2, martes. Marzo. De profes bordes y alumnado guay

Una noticia, esparcida a bombo y platillo por la prensa, sobre la acusación de «abuso de poder» de un grupo de alumnos de teatro a uno de sus profesores ha coincidido con la visión de una película reciente, «La profesora de piano» (2019) del director alemán Jan Ole Gerster. Y ambos hechos entreverados, dan qué pensar.

   El cine ha consolidado la imagen convencional del profesor déspota, con frecuencia altivo, egocéntrico y cruel. De hecho, ni siquiera importa la carrera por presentar un personaje cada vez más despiadado, que es el único rasgo donde una cinta puede lucir originalidad. Las películas de danza, por ejemplo, no se entienden sin esta figura desalmada. Frente a ella, también las cintas compiten por dibujar un discípulo lo más desamparado posible (lo más cuculi). La película que tal vez sea el canto del cisne de este mito moderno es «Una razón brillante» (Le brio, 2017), del francés Yvan Attal. No pueden hallarse en polos más opuestos de las sociedades del presente el displicente y racista profesor Mazard y su alumna emigrante Neïla Salah. Su final, sin embargo, confirma la expectativa común: a pesar de ser antagónicos en todo, ambos comparten, sin saberlo, un valor superior: el aprendizaje, que es el triunfador absoluto en este combate desigual —en el que, por cierto, el profesor soberbio siempre tiene las de perder ante la ineptitud, que puede ser enorme, pero mayor es su juventud—.

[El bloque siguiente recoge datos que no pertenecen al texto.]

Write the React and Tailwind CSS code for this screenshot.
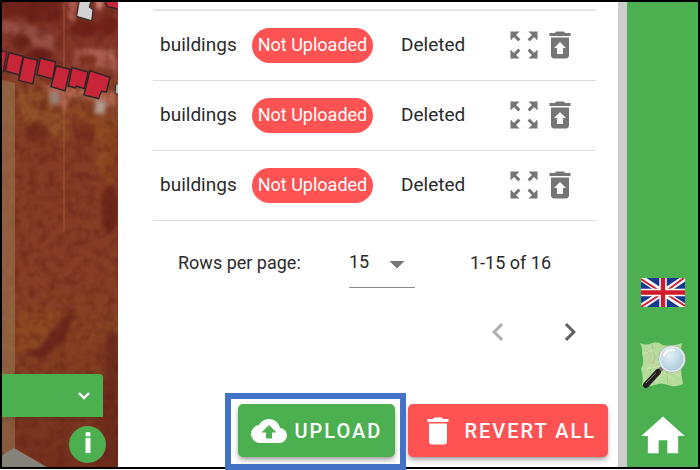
import React from "react";

const rows = [
  { id: 1, layer: "buildings", status: "Not Uploaded", action: "Deleted" },
  { id: 2, layer: "buildings", status: "Not Uploaded", action: "Deleted" },
  { id: 3, layer: "buildings", status: "Not Uploaded", action: "Deleted" },
];

function Icon({ d, className }) {
  return (
    <svg viewBox="0 0 24 24" fill="currentColor" aria-hidden="true" className={className}>
      <path d={d} />
    </svg>
  );
}

const paths = {
  expand:
    "M15 3l2.3 2.3-2.89 2.87 1.42 1.42L18.7 6.7 21 9V3zM3 9l2.3-2.3 2.87 2.89 1.42-1.42L6.7 5.3 9 3H3zm6 12l-2.3-2.3 2.89-2.87-1.42-1.42L5.3 17.3 3 15v6zm12-6l-2.3 2.3-2.87-2.89-1.42 1.42 2.89 2.87L15 21h6z",
  restore:
    "M14 14H16L12 10L8 14H10V18H14V14M6 7H18V19C18 20.1 17.1 21 16 21H8C6.89 21 6 20.1 6 19V7M19 4V6H5V4H8.5L9.5 3H14.5L15.5 4H19Z",
  trash: "M19 4H15.5L14.5 3H9.5L8.5 4H5V6H19M6 19A2 2 0 0 0 8 21H16A2 2 0 0 0 18 19V7H6V19Z",
  cloud:
    "M14 13v4h-4v-4H7l5-5 5 5m2.35-2.97C18.67 6.59 15.64 4 12 4 9.11 4 6.6 5.64 5.35 8.04 2.34 8.36 0 10.9 0 14a6 6 0 0 0 6 6h13a5 5 0 0 0 5-5c0-2.64-2.05-4.78-4.65-4.97z",
  caret: "M7 10l5 5 5-5z",
  left: "M15.41 16.58L10.83 12L15.41 7.41L14 6L8 12L14 18L15.41 16.58Z",
  right: "M8.59 16.58L13.17 12L8.59 7.41L10 6L16 12L10 18L8.59 16.58Z",
  home: "M10 20V14H14V20H19V12H22L12 3L2 12H5V20H10Z",
};

function AerialMap() {
  return (
    <svg
      viewBox="6 6 348 1395"
      preserveAspectRatio="xMinYMin slice"
      role="img"
      aria-label="Aerial map"
      className="absolute inset-0 h-full w-full"
    >
      <defs>
        <linearGradient id="ground" x1="0" y1="0" x2="0" y2="1">
          <stop offset="0" stopColor="#7f3124" />
          <stop offset="0.13" stopColor="#84382a" />
          <stop offset="0.2" stopColor="#8a4626" />
          <stop offset="0.32" stopColor="#853b24" />
          <stop offset="0.6" stopColor="#883d26" />
          <stop offset="0.7" stopColor="#884323" />
          <stop offset="1" stopColor="#75301e" />
        </linearGradient>
        <filter id="canopy" x="0" y="0" width="100%" height="100%" colorInterpolationFilters="sRGB">
          <feTurbulence type="fractalNoise" baseFrequency="0.035" numOctaves="2" seed="4" />
          <feColorMatrix values="0 0 0 0 0.37  0 0 0 0 0.11  0 0 0 0 0.07  2.4 0 0 0 -0.95" />
        </filter>
        <filter id="soft" x="-20%" y="-20%" width="140%" height="140%" colorInterpolationFilters="sRGB">
          <feGaussianBlur stdDeviation="6" />
        </filter>
      </defs>
      <rect x="6" y="6" width="348" height="1395" fill="url(#ground)" />
      <g filter="url(#soft)">
        <path d="M6 60L90 75L165 110L160 150L90 135L6 95Z" fill="#964f45" />
        <path d="M230 145L350 150L350 225L310 200L220 195Z" fill="#ac5f50" />
        <path d="M205 -10H230L222 65L208 60Z" fill="#c46f61" />
        <path d="M285 -10H312L305 28H290Z" fill="#d5877a" />
        <path d="M130 255L360 275L350 320L215 290L195 335Z" fill="#b0654f" />
        <path d="M50 260L150 280L200 350L210 420L70 400Z" fill="#905028" />
        <path d="M205 320L345 345L340 560L290 520L270 380Z" fill="#8e4923" />
        <path d="M6 -10H180V65L100 70L50 40L6 55Z" fill="#6f231a" />
        <ellipse cx="62" cy="125" rx="27" ry="27" fill="#6e271b" />
        <ellipse cx="120" cy="165" rx="38" ry="16" fill="#691f18" />
        <ellipse cx="255" cy="85" rx="42" ry="25" fill="#6e2018" />
        <ellipse cx="325" cy="75" rx="28" ry="28" fill="#742219" />
        <ellipse cx="262" cy="180" rx="28" ry="17" fill="#833622" />
        <ellipse cx="128" cy="315" rx="13" ry="17" fill="#77381f" />
        <ellipse cx="110" cy="395" rx="38" ry="28" fill="#732e1d" />
        <ellipse cx="250" cy="400" rx="34" ry="30" fill="#7a321f" />
        <ellipse cx="330" cy="630" rx="26" ry="75" fill="#6e2819" />
        <path d="M60 940L185 930L175 1010L120 1060L48 1050Z" fill="#8c4822" />
        <path d="M190 950L225 935L195 1020L130 1075L60 1065L120 1040Z" fill="#6c281c" />
        <path d="M320 1000H354V1400H300Z" fill="#6e2c1c" />
      </g>
      <rect x="6" y="6" width="348" height="1395" filter="url(#canopy)" opacity="0.42" />
      <path d="M6 240L45 250V1360H6Z" fill="#9c835a" opacity="0.5" />
      <path d="M192 6V695" stroke="#b76b3a" strokeWidth="4" opacity="0.45" />
      <path d="M6 1365L42 1344L140 1401H6Z" fill="#85827a" />
      <g filter="url(#soft)">
        <path d="M150 272L180 280L173 315L148 308Z" fill="#97827a" />
        <path d="M288 298L320 305L312 345L283 338Z" fill="#b09a92" />
      </g>
      <path d="M239 -4H274L268 22L279 29L275 62L230 49Z" fill="#d2d2d2" stroke="#262626" strokeWidth="3" />
      <path d="M315 6L323 20L356 27V0H312Z" fill="#c5253b" stroke="#262626" strokeWidth="4" />
      <path d="M347 253L358 250V285L345 279Z" fill="#a9b5b0" stroke="#262626" strokeWidth="3" />
      <g fill="#c82539" stroke="#262626" strokeWidth="4">
        <path d="M0 150L20 157L10 216L0 212Z" />
        <path d="M27 158L69 169L58 225L16 213Z" />
        <path d="M71 171L113 180L98 252L56 241Z" />
        <path d="M121 174L167 186L158 237L111 224Z" />
        <path d="M169 198L210 208L195 273L153 260Z" />
        <path d="M216 203L264 216L253 266L229 258L226 264L205 258Z" />
        <path d="M270 212L330 232L319 276L304 274L296 296L252 285Z" />
      </g>
    </svg>
  );
}

function UnionJack() {
  return (
    <svg viewBox="0 0 44 29" role="img" aria-label="English" className="h-[29px] w-[44px]">
      <rect width="44" height="29" fill="#17398f" />
      <path d="M0 0L44 29M44 0L0 29" stroke="#fff" strokeWidth="6" />
      <path d="M0 1L20 14M24 14L43 0M0 29L20 16M25 16L44 28" stroke="#cf2038" strokeWidth="2" />
      <path d="M22 0V29M0 14.5H44" stroke="#fff" strokeWidth="7.4" />
      <path d="M22 0V29M0 14.5H44" stroke="#cf1b2c" strokeWidth="4.4" />
    </svg>
  );
}

function MapLogo() {
  return (
    <svg viewBox="0 0 46 48" role="img" aria-label="OpenStreetMap" className="h-[48px] w-[46px]">
      <defs>
        <radialGradient id="lens" cx="0.4" cy="0.35" r="0.7">
          <stop offset="0" stopColor="#e6f0f6" />
          <stop offset="0.6" stopColor="#c0d9e5" />
          <stop offset="1" stopColor="#a3c4d4" />
        </radialGradient>
      </defs>
      <path
        d="M0 1Q7 4 12 1Q17 -1 23 3Q30 5 42 1Q40 8 42 16Q40 28 43 42Q35 46 28 43Q21 40 15 43Q8 45 2 43Q4 34 1 27Q5 20 2 12Q3 6 0 1Z"
        fill="#b5dc9b"
      />
      <path d="M12 1L15 16L10 29L15 43M28 4L26 23L28 43" stroke="#9fca8b" fill="none" />
      <path d="M3 12L13 8L21 17L7 27L20 24L40 34M15 40L24 31L34 38" stroke="#d3e3ae" fill="none" />
      <path d="M4 7L11 12L9 19L17 22" stroke="#d3bba5" fill="none" />
      <path d="M23 25L18 30" stroke="#777" strokeWidth="4" />
      <path d="M18 30L6 43" stroke="#25201f" strokeWidth="6" strokeLinecap="round" />
      <path d="M16 31L6 41" stroke="#817878" strokeWidth="1" />
      <circle cx="32" cy="17" r="12.5" fill="url(#lens)" stroke="#e7efef" strokeWidth="2" />
      <circle cx="32" cy="17" r="13.5" fill="none" stroke="#93a39f" strokeWidth="0.6" />
      <path d="M24 13Q27 7 34 8" stroke="#fff" strokeWidth="2" fill="none" strokeLinecap="round" />
    </svg>
  );
}

function MapPane() {
  return (
    <section className="relative w-[116px] shrink-0 overflow-hidden">
      <AerialMap />
      <div className="absolute bottom-1 left-0 flex w-full flex-col items-end gap-[9px] pr-3">
        <button
          type="button"
          aria-label="Open layer list"
          className="mr-[3px] flex h-[43px] w-[101px] items-center justify-end rounded-tr-[4px] bg-[#4caf50] pr-3 text-white shadow-md"
        >
          <svg viewBox="0 0 14 8" className="h-2 w-[14px]" fill="none" stroke="currentColor" strokeWidth="2.4" aria-hidden="true">
            <path d="M2 1L7 6L12 1" />
          </svg>
        </button>
        <button
          type="button"
          aria-label="Information"
          className="flex size-[37px] items-center justify-center rounded-full bg-[#4caf50] text-white"
        >
          <svg viewBox="0 0 8 22" className="mb-1 h-[22px] w-2" fill="currentColor" aria-hidden="true">
            <rect x="1.5" y="0" width="5" height="4.5" rx="1.5" />
            <rect x="1.5" y="6" width="5" height="15" />
          </svg>
        </button>
      </div>
    </section>
  );
}

function ChangesTable() {
  return (
    <table className="w-full border-t-2 border-[#e3e3e3] text-[19px] leading-6 text-[#2a2a2a]">
      <tbody>
        {rows.map((row) => (
          <tr key={row.id} className="h-[70px] border-b border-[#dcdcdc]">
            <td className="w-[99px] pl-[7px]">{row.layer}</td>
            <td className="w-[149px]">
              <span className="inline-flex h-[35px] w-[121px] items-center justify-center rounded-full bg-[#ff5252] text-[18px] text-white">
                {row.status}
              </span>
            </td>
            <td>{row.action}</td>
            <td className="w-[90px]">
              <div className="flex text-[#757575]">
                <button type="button" aria-label="Zoom to feature">
                  <Icon d={paths.expand} className="size-[36px]" />
                </button>
                <button type="button" aria-label="Restore feature">
                  <Icon d={paths.restore} className="size-[36px]" />
                </button>
              </div>
            </td>
          </tr>
        ))}
      </tbody>
    </table>
  );
}

function Pagination() {
  return (
    <div className="pt-[17px] text-[18px] leading-6 text-[#2a2a2a]">
      <div className="flex h-[50px] items-center pl-[25px]">
        <label htmlFor="page-size" className="w-[171px]">
          Rows per page:
        </label>
        <div className="relative h-full w-[66px] shrink-0 border-b border-[#8a8a8a]">
          <select id="page-size" defaultValue="15" className="h-full w-full appearance-none bg-transparent outline-none">
            <option>5</option>
            <option>15</option>
            <option>25</option>
          </select>
          <Icon d={paths.caret} className="pointer-events-none absolute top-2 right-0 size-[36px] text-[#757575]" />
        </div>
        <span className="pl-[55px] whitespace-nowrap">1-15 of 16</span>
      </div>
      <div className="flex justify-end gap-9 pt-[26px] pr-2 text-[#616161]">
        <button type="button" disabled aria-label="Previous page" className="opacity-50">
          <Icon d={paths.left} className="size-[36px]" />
        </button>
        <button type="button" aria-label="Next page">
          <Icon d={paths.right} className="size-[36px]" />
        </button>
      </div>
    </div>
  );
}

function Actions() {
  return (
    <div className="mt-auto flex justify-end gap-[13px] pr-[10px] pb-[10px] text-[20px] font-medium tracking-[2px] text-white">
      <div className="relative">
        <button
          type="button"
          className="flex h-[53px] items-center gap-2 rounded-[5px] bg-[#4caf50] px-[13px] shadow-md shadow-black/30"
        >
          <Icon d={paths.cloud} className="size-[36px]" />
          UPLOAD
        </button>
        <span className="pointer-events-none absolute -top-[11px] -right-[11px] -bottom-[13px] -left-[13px] border-[6px] border-[#4472c4]" />
      </div>
      <button
        type="button"
        className="flex h-[53px] items-center gap-2 rounded-[5px] bg-[#ff5252] px-3 shadow-md shadow-black/30"
      >
        <Icon d={paths.trash} className="size-[36px]" />
        REVERT ALL
      </button>
    </div>
  );
}

export default function App() {
  return (
    <div className="h-screen bg-white pb-px font-['Roboto','Liberation_Sans',sans-serif]">
      <main className="flex h-full border-2 border-black">
        <MapPane />
        <section className="flex min-w-0 flex-1 flex-col bg-white">
          <div className="pt-[7px] pr-[22px] pl-[35px]">
            <ChangesTable />
            <Pagination />
          </div>
          <Actions />
        </section>
        <div className="w-[9px] shrink-0 bg-[#cdcdcd]" />
        <nav className="flex w-[71px] shrink-0 flex-col items-center justify-end bg-[#4caf50] pb-[5px]">
          <button type="button" className="mb-[35px]">
            <UnionJack />
          </button>
          <a href="#map" className="mb-5">
            <MapLogo />
          </a>
          <a href="#home" aria-label="Home" className="text-white">
            <Icon d={paths.home} className="size-[52px]" />
          </a>
        </nav>
      </main>
    </div>
  );
}
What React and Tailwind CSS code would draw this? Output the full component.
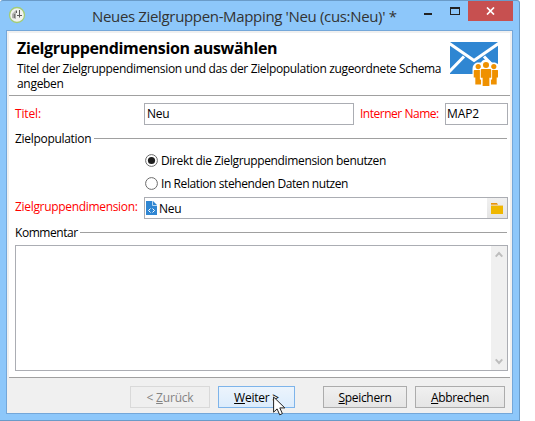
import React from "react";

function AppIcon() {
  return (
    <svg className="mt-[5px] ml-[8px] shrink-0" width="18" height="18" viewBox="0 0 18 18">
      <circle cx="9" cy="9" r="7.5" fill="#f1f2f0" stroke="#a3cc76" strokeWidth="1.3" />
      <path d="M4 8l4-4v9l-4-1z" fill="#b5b5b3" />
      <path d="M6.5 8v4" stroke="#777" strokeWidth="1.4" />
      <path d="M8.5 4.5V7M11.5 4v7.5M9 9.5h5" stroke="#5b5b5b" strokeWidth="1" fill="none" />
    </svg>
  );
}

function Person({ x, y, s }) {
  return (
    <g transform={`translate(${x} ${y}) scale(${s})`}>
      <circle cx="0" cy="2.8" r="2.8" />
      <path d="M-3.8 6.5h7.6q1 0 1 1v7h-1.7v7.5h-6.2v-7.5h-1.7v-7q0-1 1-1z" />
    </g>
  );
}

function MailIcon() {
  return (
    <svg className="mt-[9px] shrink-0" width="48" height="44" viewBox="0 0 48 44">
      <path d="M0 0h48v32H0z" fill="#2f86d2" />
      <path d="M-1 1.2L24 18.5L49 1.2M-1 30l15-15.5M49 30L34 14.5" stroke="#fff" strokeWidth="3" fill="none" />
      <path d="M22.5 33V27q0-5 4.5-6.5h4q1.5-3 5-3t5 3h4l4 2v11z" fill="#fff" />
      <g fill="#ef9100">
        <Person x={28.2} y={22} s={0.93} />
        <Person x={43.8} y={22} s={0.93} />
      </g>
      <path d="M29.9 26h12.2v11.4h-1.9V44h-8.4v-6.6h-1.9z" fill="#fff" />
      <g fill="#ef9100">
        <Person x={36} y={20} s={1.09} />
      </g>
    </svg>
  );
}

function Radio({ checked, children }) {
  return (
    <label className="flex h-[23px] items-center">
      <svg className="shrink-0" width="13" height="13" viewBox="0 0 13 13">
        <circle cx="6.5" cy="6.5" r="5.9" fill="#fff" stroke="#6b6b6b" strokeWidth="1" />
        {checked && <circle cx="6.5" cy="6.5" r="3.6" fill="#1e1e1e" />}
      </svg>
      {children}
    </label>
  );
}

function GroupTitle({ children }) {
  return (
    <div className="flex h-[17px] items-center whitespace-nowrap">
      {children}
      <div className="h-px flex-1 bg-[#a0a0a0]" />
    </div>
  );
}

function Chevron({ down }) {
  return (
    <svg className={down ? "rotate-180" : ""} width="8" height="7" viewBox="0 0 8 7">
      <path d="M.7 5.6L4 2l3.3 3.6" fill="none" stroke="#bdbdbd" strokeWidth="2" />
    </svg>
  );
}

const button = "flex h-[22px] items-center justify-center border whitespace-pre";

export default function App() {
  return (
    <div className="h-[421px] w-[535px] overflow-hidden bg-white font-['Open_Sans','Noto_Sans',sans-serif] text-[12px] leading-[15px] text-black">
      <div className="relative flex h-[421px] w-[520px] flex-col rounded-t-[3px] border-t border-r border-b border-[#6a9bc8] bg-[#8dc7fa]">
        <div className="flex h-[29px] shrink-0 items-start text-[#333]">
          <AppIcon />
          <div className="mt-[5px] ml-[66px] w-[324px] text-[15px] leading-[20px] tracking-[-0.34px] whitespace-nowrap">
            Neues Zielgruppen-Mapping &#39;Neu (cus:Neu)&#39; *
          </div>
          <div className="mt-[12px] ml-[8px] h-[2px] w-[8px] bg-[#222]" />
          <div className="mt-[6px] ml-[18px] h-[8px] w-[10px] border border-t-2 border-[#222]" />
          <div className="ml-[8px] flex h-[20px] w-[45px] items-center justify-center bg-[#c75050]">
            <svg width="9" height="8" viewBox="0 0 9 8">
              <path d="M1 .5l7 7M8 .5l-7 7" stroke="#fff" strokeWidth="1.7" />
            </svg>
          </div>
        </div>

        <div className="ml-[6px] flex h-[384px] w-[507px] flex-col border border-[#74a7d9] bg-[#f0f0f0] px-[2px] pt-[2px]">
          <div className="flex h-[63px] w-[501px] shrink-0 border-b border-[#a0a0a0] bg-white pl-[8px]">
            <div className="w-[433px] shrink-0 whitespace-nowrap">
              <div className="mt-[5px] text-[16px] leading-[20px] font-bold tracking-[-0.34px]">
                <span>Zielgruppendimension auswählen</span>
              </div>
              <div className="mt-[3px]">
                <div className="tracking-[-0.34px]">Titel der Zielgruppendimension und das der Zielpopulation zugeordnete Schema</div>
                <div className="tracking-[-0.3px]">angeben</div>
              </div>
            </div>
            <MailIcon />
          </div>

          <div className="flex h-[281px] w-[501px] shrink-0 flex-col bg-white pt-[7px] pr-[2px] pl-[6px]">
            <div className="flex h-[22px] shrink-0 whitespace-nowrap">
              <div className="mt-[3px] w-[129px] text-[#f00]">
                <span className="tracking-[-0.15px]">Titel:</span>
              </div>
              <div className="w-[210px] border border-[#abadb3] pt-[2px] pl-[2px]">
                <span className="tracking-[-0.3px]">Neu</span>
              </div>
              <div className="mt-[3px] ml-[6px] w-[85px] text-[#f00]">
                <span className="tracking-[-0.48px]">Interner Name:</span>
              </div>
              <div className="w-[63px] border border-[#abadb3] pt-[2px] pl-[1px]">
                <span className="tracking-[-0.1px]">MAP2</span>
              </div>
            </div>
            <div className="mt-[5px] h-[17px] pr-px">
              <GroupTitle>
                <span className="w-[79px] tracking-[-0.3px]">Zielpopulation</span>
              </GroupTitle>
            </div>
            <div className="mt-[2px] ml-[130px]">
              <Radio checked>
                <span className="ml-[3px] tracking-[-0.36px]">Direkt die Zielgruppendimension benutzen</span>
              </Radio>
              <Radio>
                <span className="ml-[3px] tracking-[-0.41px]">In Relation stehenden Daten nutzen</span>
              </Radio>
            </div>
            <div className="mt-[2px] flex h-[22px] shrink-0 whitespace-nowrap">
              <div className="mt-[2px] w-[129px] text-[#f00]">
                <span className="tracking-[-0.32px]">Zielgruppendimension:</span>
              </div>
              <div className="flex w-[364px] border border-[#abadb3]">
                <svg className="mt-[3px] ml-px shrink-0" width="11" height="14" viewBox="0 0 11 14">
                  <path d="M0 0h7l4 4v10H0z" fill="#2f86d2" />
                  <path d="M6.5 0v4.5H11" fill="none" stroke="#b9d9f2" strokeWidth="1" />
                  <path d="M4.5 7.5l-2 2 2 2M6.5 7.5l2 2-2 2" fill="none" stroke="#fff" strokeWidth="1" />
                </svg>
                <div className="mt-[3px] ml-[2px] flex-1">
                  <span className="tracking-[-0.3px]">Neu</span>
                </div>
                <div className="flex w-[20px] items-center justify-center bg-gradient-to-b from-[#f0f0f0] to-[#e5e5e5]">
                  <svg width="12" height="11" viewBox="0 0 12 11">
                    <path d="M0 0h6l1 2H0z" fill="#e8920c" />
                    <path d="M0 1.5h7v1.5H0zM7 2h5v1H7z" fill="#edcf91" />
                    <path d="M0 3h12v8H0z" fill="#efb700" />
                  </svg>
                </div>
              </div>
            </div>
            <div className="mt-[5px] h-[17px] pr-px">
              <GroupTitle>
                <span className="w-[65px] tracking-[-0.45px]">Kommentar</span>
              </GroupTitle>
            </div>
            <div className="mt-[4px] flex h-[126px] shrink-0 justify-end border border-[#abadb3]">
              <div className="flex w-[16px] flex-col items-center justify-between bg-[#f0f0f0] py-[5px]">
                <Chevron />
                <Chevron down />
              </div>
            </div>
          </div>

          <div className="flex h-[34px] w-[501px] border-t border-[#a0a0a0] pt-[8px] pl-[121px]">
            <div className={`${button} w-[80px] border-[#d9d9d9] bg-[#efefef] text-[#838383]`}>
              <span className="tracking-[-0.2px]">&lt; <u>Z</u>urück</span>
            </div>
            <div className={`${button} ml-[8px] w-[77px] border-[#7eb4ea] bg-gradient-to-b from-[#ecf4fc] to-[#dcecfc]`}>
              <span className="tracking-[-0.25px]"><u>W</u>eiter &gt;</span>
            </div>
            <div className={`${button} ml-[28px] w-[84px] border-[#acacac] bg-gradient-to-b from-[#f0f0f0] to-[#e5e5e5]`}>
              <span className="tracking-[-0.32px]"><u>S</u>peichern</span>
            </div>
            <div className={`${button} ml-[8px] w-[90px] border-[#acacac] bg-gradient-to-b from-[#f0f0f0] to-[#e5e5e5]`}>
              <span className="tracking-[-0.35px]"><u>A</u>bbrechen</span>
            </div>
          </div>
        </div>

        <svg className="absolute top-[395px] left-[273px]" width="13" height="20" viewBox="0 0 13 20">
          <path d="M.6 1v15.2l3.5-3.3 2.6 5.9 2.7-1.2-2.6-5.7h5z" fill="#fff" stroke="#222" strokeWidth="1" />
        </svg>
      </div>
    </div>
  );
}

       Es más fácil comentar películas que noticias de prensa huidizas. En este caso, lo único que resulta interesante subrayar es que la acusación de «abuso de poder» se produzca ahora. Generaciones de alumnos de teatro, de danza, o de cualquier ámbito, han padecido un profesorado insufrible al que jamás acusarían de «abuso», porque (creo) la mayoría les agradece en el alma —como Neïla Salah al final de su película— el suplicio cuya superación les ha ayudado a brillar en sus estudios. Pero algo ha cambiado en el relato del aprendizaje. Los alumnos se rebelan contra el profesor difícil y a las exigencias de profesoras y profesores de piano se les atribuye ahora no solo el fracaso de un discípulo, sino la perpetuación del fracaso como germen en la enseñanza de la música. Si a esta coincidencia se suma la campaña promovida por diversos frentes institucionales para Cambiar el bachillerato y adecuarlo a la época (lo que, según tengo entendido, no significa hacerlo más competente), en seguida se comprenderá que algo sí ha empezado a desmoronarse.

    Que cambien los principios míticos de la enseñanza es una consecuencia obvia, pues la práctica de la obtención del conocimiento ha cambiado ya, en poco tiempo, de la noche al día. De igual manera que los mitos del trabajo alienado («Tiempos modernos», 1936) han pasado a las vitrinas de los museos desde la implantación de los robots en las cadenas de montaje, el mito del profesor arrogante (pero también el del profesor entregado y hasta del simpático) ha quedado solo como un mero estorbo frente al aprendizaje en el autoservicio de la tecnología. O peor, como el mayor impedimento para que cualquiera alcance el éxito personal (cuyo precio, por cierto, ha caído en picado al ser desplazada la excelencia por el efectismo). Antes niñas y niños querían ser de mayores maestros, ahora prefieren ser influencers.